President Jackson Born Here, Maybe
Waxhaw, North Carolina
In 1910 North Carolina seized the initiative in the President Andrew Jackson birthplace battle when it unveiled a monument on what it said was the spot where he was born on March 15, 1767. This gave North Carolina three presidential birthplaces in all, including James K. Polk (just up the road) and Andrew Johnson.
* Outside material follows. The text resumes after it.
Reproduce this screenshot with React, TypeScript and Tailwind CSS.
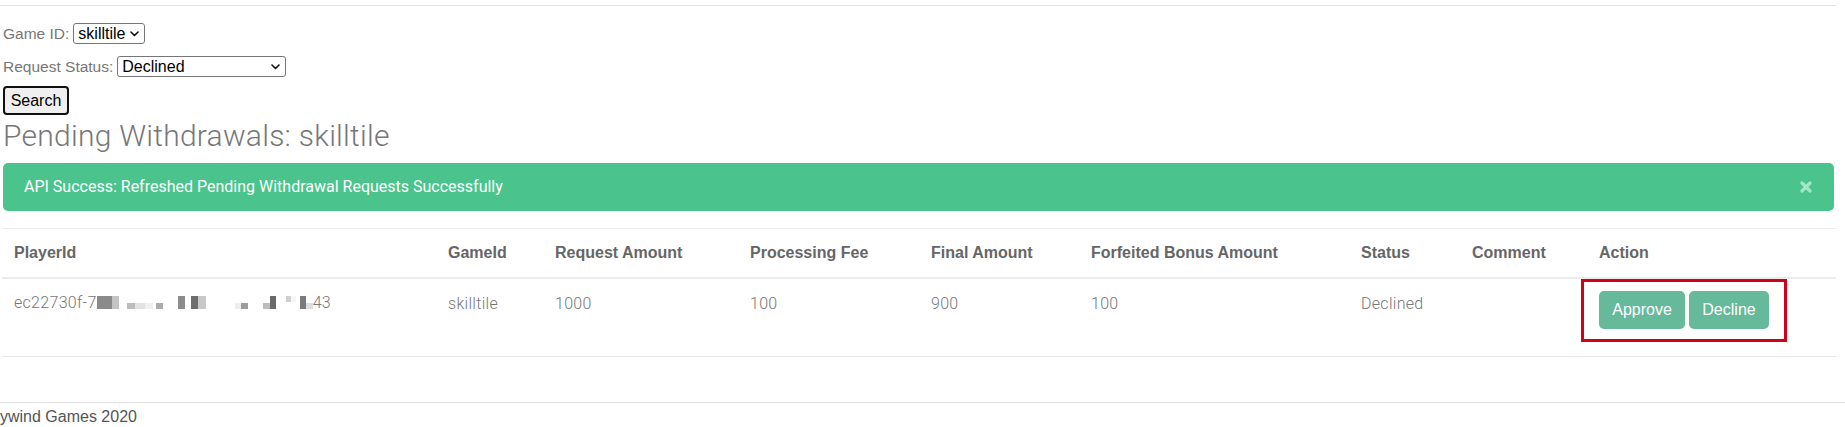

And then North Carolina, perhaps smug with its three Presidents, did nothing. It stood by in 1928 when South Carolina unveiled a rival Andrew Jackson birthplace monument, just across the state line. It looked the other way in 1952 when South Carolina surrounded its monument with a state park. It turned a blind eye in 1967 when South Carolina unveiled a statue of Jackson in the park. After all these years, North Carolina still hasn't even cut a road to its monument from North Carolina; the only way to get to it is by driving from a highway in South Carolina. This embarrassing fact is exploited by South Carolina, which has a big sign at the turnoff pointing you away from it, and toward its park further south. There are no directional signs for the North Carolina monument at all.
In fact, the only improvement to the monument since 1910 is a solitary bench, added in 1986 as an Eagle Scout project. It does not appear as if many people have sat on it.
The monument stands at the dead-end of an infrequently traveled road. It is engraved with a picture of the frontier cabin in which Jackson was born. Someone (probably not from North Carolina) has tried to chisel out the inscribed name of Andrew Jackson and the word "Here."